The seven-member board, at its regular 5:30 p.m. meeting, also approved several bids for expansion of the Bear Creek water treatment plant which is the second phase of a two-phase program to increase WSA’s drinking water capacity. The first phase was the raising the Dog River reservoir dam 10 feet to increase raw water storage capacity from 1.2 to 1.9 billion gallons. That work was completed in May, and the reservoir has now filled about half the additional capacity.
The newly adopted bylaws amendment, given first reading at the June 9 WSA meeting, declares that the chairman will always be the board member with the most seniority. The chairman will serve a two-year term and the position will rotate to the person with the next highest seniority and who has been serving as vice-chairman.

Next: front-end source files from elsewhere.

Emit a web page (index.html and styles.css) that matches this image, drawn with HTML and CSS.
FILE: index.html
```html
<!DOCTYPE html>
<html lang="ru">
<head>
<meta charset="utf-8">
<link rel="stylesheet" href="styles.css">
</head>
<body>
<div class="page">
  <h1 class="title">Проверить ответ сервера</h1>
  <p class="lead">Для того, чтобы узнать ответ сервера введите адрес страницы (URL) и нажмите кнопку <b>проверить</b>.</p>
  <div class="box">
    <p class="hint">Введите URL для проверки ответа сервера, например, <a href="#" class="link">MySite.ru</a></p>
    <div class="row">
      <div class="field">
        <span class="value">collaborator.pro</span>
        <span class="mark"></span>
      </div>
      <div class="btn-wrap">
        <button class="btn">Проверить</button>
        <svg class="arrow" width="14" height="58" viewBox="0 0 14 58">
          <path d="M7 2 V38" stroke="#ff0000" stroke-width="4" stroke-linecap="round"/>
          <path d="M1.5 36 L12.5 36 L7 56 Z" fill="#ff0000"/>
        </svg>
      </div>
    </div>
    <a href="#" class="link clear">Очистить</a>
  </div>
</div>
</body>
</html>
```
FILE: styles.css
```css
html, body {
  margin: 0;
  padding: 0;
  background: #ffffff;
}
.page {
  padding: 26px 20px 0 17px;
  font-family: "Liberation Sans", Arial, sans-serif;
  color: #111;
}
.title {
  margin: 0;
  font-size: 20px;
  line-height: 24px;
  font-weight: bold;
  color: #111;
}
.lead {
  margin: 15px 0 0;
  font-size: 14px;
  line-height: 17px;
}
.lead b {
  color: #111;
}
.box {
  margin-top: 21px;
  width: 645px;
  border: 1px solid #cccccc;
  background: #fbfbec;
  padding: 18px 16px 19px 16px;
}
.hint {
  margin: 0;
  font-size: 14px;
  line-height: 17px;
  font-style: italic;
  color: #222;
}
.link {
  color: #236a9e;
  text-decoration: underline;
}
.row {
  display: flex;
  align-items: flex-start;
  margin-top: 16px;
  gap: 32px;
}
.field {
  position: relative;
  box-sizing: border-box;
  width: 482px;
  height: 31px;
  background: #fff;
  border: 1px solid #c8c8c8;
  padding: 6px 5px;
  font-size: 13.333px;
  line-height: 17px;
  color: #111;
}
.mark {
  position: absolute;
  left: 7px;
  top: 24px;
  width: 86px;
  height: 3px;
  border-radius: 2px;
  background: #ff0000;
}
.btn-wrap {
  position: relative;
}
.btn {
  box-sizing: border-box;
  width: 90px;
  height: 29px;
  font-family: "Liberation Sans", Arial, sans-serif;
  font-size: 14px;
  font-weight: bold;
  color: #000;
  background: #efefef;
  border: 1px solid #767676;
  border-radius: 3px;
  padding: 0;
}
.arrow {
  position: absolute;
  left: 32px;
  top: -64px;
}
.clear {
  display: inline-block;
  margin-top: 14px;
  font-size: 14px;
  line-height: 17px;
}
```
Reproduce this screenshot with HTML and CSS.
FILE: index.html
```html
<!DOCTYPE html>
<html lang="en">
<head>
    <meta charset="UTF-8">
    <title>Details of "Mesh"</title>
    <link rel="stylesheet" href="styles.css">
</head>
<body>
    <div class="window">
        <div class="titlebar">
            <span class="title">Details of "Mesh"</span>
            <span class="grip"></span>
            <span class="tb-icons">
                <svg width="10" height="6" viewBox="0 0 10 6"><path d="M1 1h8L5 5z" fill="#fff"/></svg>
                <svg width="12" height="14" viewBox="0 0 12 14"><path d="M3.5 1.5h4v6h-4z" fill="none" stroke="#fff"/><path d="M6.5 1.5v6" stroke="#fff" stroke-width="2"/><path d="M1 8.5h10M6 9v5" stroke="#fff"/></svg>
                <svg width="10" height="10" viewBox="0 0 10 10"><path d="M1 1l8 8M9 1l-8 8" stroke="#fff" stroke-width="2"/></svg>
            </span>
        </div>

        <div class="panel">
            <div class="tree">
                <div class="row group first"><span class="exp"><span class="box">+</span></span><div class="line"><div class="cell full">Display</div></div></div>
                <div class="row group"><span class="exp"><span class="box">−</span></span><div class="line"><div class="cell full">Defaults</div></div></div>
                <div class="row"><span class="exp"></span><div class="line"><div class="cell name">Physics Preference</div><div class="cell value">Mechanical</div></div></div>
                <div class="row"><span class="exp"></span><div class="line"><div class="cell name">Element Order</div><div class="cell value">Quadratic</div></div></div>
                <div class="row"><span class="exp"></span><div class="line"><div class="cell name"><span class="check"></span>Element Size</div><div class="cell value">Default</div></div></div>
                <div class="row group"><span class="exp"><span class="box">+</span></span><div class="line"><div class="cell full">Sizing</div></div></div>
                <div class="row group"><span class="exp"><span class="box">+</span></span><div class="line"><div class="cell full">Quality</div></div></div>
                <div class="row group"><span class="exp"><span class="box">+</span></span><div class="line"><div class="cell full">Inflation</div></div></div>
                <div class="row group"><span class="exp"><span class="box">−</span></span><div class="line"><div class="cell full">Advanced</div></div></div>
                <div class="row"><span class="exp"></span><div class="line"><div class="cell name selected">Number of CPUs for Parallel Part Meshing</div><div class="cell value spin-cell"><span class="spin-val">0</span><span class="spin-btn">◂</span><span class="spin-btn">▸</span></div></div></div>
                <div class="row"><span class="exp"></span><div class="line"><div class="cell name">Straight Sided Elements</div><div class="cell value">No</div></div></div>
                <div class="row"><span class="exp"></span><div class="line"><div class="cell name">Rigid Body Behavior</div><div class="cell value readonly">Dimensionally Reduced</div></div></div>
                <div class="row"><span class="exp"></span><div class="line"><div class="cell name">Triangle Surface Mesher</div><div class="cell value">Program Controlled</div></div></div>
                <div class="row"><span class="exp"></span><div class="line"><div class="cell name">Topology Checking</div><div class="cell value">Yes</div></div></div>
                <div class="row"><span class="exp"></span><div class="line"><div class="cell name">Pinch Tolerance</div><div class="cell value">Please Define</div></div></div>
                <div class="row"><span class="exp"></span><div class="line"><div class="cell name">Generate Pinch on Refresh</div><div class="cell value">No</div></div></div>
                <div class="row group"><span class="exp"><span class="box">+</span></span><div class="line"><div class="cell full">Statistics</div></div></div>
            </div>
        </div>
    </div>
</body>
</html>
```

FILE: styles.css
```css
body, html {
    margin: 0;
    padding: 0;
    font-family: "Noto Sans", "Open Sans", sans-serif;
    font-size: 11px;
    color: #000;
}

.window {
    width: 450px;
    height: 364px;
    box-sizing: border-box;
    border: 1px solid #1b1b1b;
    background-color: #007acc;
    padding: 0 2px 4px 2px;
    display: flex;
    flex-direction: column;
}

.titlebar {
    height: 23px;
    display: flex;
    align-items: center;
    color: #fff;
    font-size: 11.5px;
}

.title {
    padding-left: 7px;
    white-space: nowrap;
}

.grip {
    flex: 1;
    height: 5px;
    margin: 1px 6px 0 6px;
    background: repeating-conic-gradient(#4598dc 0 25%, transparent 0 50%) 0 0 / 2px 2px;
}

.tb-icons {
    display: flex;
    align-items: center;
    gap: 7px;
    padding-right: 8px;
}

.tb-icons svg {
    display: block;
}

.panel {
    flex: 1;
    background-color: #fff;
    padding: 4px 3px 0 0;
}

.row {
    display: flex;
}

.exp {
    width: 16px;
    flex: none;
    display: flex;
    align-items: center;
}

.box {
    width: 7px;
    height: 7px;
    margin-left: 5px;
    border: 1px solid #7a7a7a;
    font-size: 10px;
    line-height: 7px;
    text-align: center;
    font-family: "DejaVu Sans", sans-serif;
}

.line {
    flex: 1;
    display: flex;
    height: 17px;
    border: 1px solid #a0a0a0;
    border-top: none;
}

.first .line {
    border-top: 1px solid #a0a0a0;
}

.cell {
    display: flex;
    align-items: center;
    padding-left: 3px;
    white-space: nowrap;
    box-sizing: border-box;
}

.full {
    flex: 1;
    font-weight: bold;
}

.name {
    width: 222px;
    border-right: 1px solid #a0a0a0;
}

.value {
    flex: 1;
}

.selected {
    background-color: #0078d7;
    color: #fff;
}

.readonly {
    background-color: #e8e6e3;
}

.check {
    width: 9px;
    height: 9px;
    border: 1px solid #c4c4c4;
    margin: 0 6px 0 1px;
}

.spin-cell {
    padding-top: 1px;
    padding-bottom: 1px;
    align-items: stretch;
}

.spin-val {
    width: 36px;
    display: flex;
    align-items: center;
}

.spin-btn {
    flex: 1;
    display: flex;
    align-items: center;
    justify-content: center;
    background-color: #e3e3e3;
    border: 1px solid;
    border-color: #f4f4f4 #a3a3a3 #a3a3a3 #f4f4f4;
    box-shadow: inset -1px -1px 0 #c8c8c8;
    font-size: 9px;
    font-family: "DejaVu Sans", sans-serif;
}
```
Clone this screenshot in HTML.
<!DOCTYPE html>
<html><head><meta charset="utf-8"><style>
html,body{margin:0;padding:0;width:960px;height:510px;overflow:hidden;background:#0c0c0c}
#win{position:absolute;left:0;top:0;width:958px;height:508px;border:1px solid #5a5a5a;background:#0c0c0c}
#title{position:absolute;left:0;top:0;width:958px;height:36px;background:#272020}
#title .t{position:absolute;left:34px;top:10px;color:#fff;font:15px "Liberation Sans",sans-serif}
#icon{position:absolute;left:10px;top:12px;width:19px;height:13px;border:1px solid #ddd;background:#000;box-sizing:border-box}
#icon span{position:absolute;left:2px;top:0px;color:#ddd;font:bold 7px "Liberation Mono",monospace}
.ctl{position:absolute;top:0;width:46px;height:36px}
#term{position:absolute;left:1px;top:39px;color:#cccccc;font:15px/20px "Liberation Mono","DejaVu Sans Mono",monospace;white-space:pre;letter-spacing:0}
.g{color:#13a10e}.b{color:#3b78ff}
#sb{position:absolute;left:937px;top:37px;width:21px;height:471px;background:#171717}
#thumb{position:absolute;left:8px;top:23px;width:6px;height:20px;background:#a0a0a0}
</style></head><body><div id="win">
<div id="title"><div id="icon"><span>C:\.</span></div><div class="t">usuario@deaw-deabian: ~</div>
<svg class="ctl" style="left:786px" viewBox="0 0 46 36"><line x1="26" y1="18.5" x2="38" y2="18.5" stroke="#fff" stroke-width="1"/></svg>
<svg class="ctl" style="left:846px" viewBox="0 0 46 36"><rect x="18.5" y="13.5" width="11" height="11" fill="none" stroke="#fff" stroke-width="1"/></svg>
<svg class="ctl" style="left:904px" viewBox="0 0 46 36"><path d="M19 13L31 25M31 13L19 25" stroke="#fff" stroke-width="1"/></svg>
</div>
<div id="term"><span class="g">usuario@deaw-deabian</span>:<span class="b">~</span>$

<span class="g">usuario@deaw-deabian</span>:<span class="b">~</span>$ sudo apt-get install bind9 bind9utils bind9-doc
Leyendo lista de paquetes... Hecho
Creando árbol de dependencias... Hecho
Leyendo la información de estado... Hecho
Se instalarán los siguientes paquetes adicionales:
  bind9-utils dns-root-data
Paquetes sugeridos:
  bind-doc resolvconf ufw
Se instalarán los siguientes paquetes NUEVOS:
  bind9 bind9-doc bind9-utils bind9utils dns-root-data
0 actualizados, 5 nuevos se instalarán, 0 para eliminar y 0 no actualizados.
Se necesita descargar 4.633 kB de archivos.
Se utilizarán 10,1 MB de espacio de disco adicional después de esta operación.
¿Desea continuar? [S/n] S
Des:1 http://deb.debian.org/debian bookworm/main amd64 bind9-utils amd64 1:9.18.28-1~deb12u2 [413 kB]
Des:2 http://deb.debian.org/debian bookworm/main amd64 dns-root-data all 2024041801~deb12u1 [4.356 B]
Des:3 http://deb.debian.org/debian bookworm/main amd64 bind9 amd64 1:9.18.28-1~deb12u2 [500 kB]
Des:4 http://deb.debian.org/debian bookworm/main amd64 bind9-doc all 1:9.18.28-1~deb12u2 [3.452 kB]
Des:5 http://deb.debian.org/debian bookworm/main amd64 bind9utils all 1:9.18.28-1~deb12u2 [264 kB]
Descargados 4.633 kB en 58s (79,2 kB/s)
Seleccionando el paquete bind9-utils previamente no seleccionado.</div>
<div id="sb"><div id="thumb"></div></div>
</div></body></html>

The bylaws change was quickly followed by the official voting of Craig McManus as chairman and Larry Yockey as vice-chairman. Both terms run through April 2, 2011.
McManus has been serving as acting chairman since April when both McManus and Yockey were nominated for chairman and neither could obtain the needed four-member majority vote. MaManus replaces Dudley Spruill whose WSA board term and chairman seat ended in April.
The Bear Creek water plant work will expand the plant’s treatment capacity from to 16 million to 23 million gallons per day.
“We expect work to begin within the next two months,” Pete Frost, WSA executive director, told the board. “It is a 24-month contract.” This would make completion time in the summer of 2011.
The low bid on Division A of the Bear Creek work was won by Choate Construction Company for $28.68 million and Division B by Haren Construction Company for $7.29 million.
The board also approved several other bids to supply pipe and fittings, meters, technical services and security for the project.
In unrelated action, the board approved several annual contracts for plant chemicals and a $286,647 contract with the Association County Commissioners of Georgia’s Interlocal Risk Management Agency for renewal of insurance.